The reality of the nexus? India has a $30 billion plus balance of trade in its favour with the US. India does it with additional tariffs against any and all to protect its industry – one reason among a few more why Pakistan could not give India the MFN status in days when such thought was possible. Modi’s mantra is ‘Make in India’; Trumps is ‘Buy American’. The two will find it difficult to marry such ideals opposed in their intent and construct. India wants American technology; the US wants India to submit to the control regimen on it through inviolable undertakings which amount to giving up sovereign control. India will have to digest such affronts before foreign masters if it wishes to gain from Modi yatras.

The Indo-US nuclear deal was not meant only to give India accession to the NSG, but essentially to enable the NSG members to sell nuclear materials to India to create jobs in their respective countries; in the US to revive a flagging nuclear reactors industry. The liability laws and various other instruments as the CISMOA keep India from progressing beyond mere MOUs. So all isn’t as nexus-ist as we make it to be. India is a difficult partner in anything and the US, so tied by its own regulatory mechanisms, just cannot bypass anyone of those even if it be to countervail China as a strategic imperative.

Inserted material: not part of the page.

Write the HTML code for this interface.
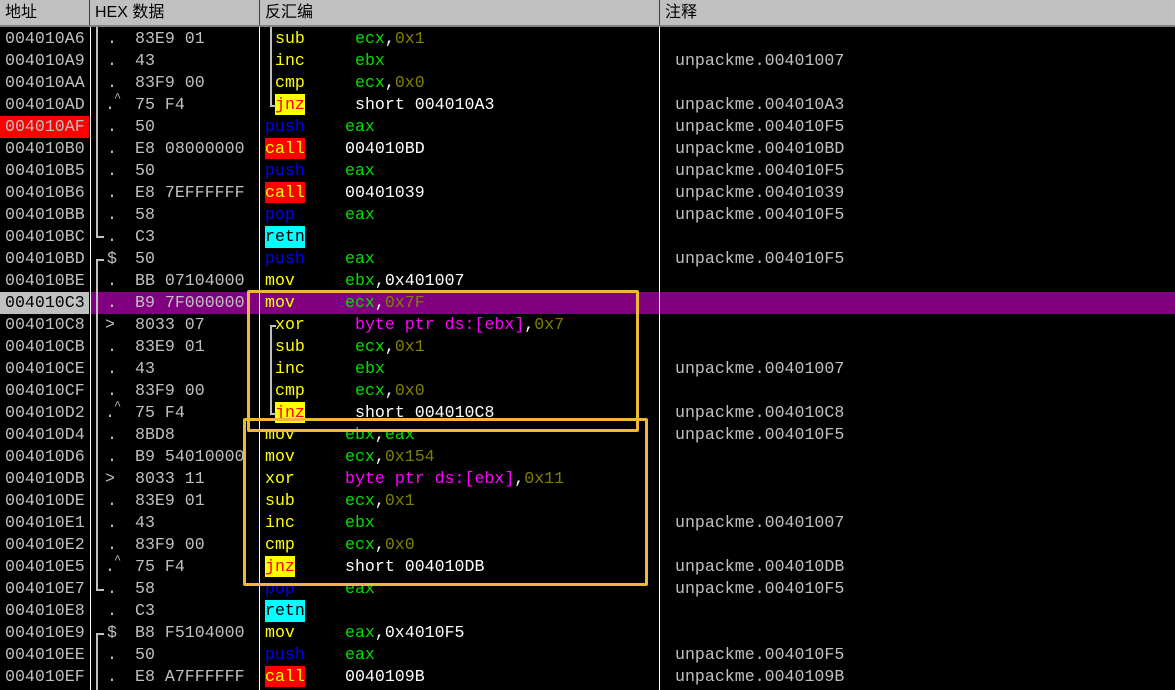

The over one billion growing market of India is enough honey for one and any to salivate on. It cannot be a reflection of hatred for Pakistan. As is for China which is far ahead and far independent thus in its own projection through economic inducement. So when Modi and Trump grappled and embraced it wasn’t in hate for Pakistan but each found a complementarity to their respective motives with the other. Modi, beyond reasons of mere overawed company, happens to be in a difficult region where he needs exalted company to assert his presence. The US will only oblige by incremental baiting, and by making India sign the celibacy annulment compromise.

Modi is in a difficult place. He has the newfound Indian arrogance to carry and the reality of its inadequacies to hide. It is a tough ask. Best to lunge at the other guy saturating his responses in literal terms. You need to just look at the faces of anyone he crashes into. They really are out of sorts for a while before they know what hit them. For the moment this is mostly a bodily nexus.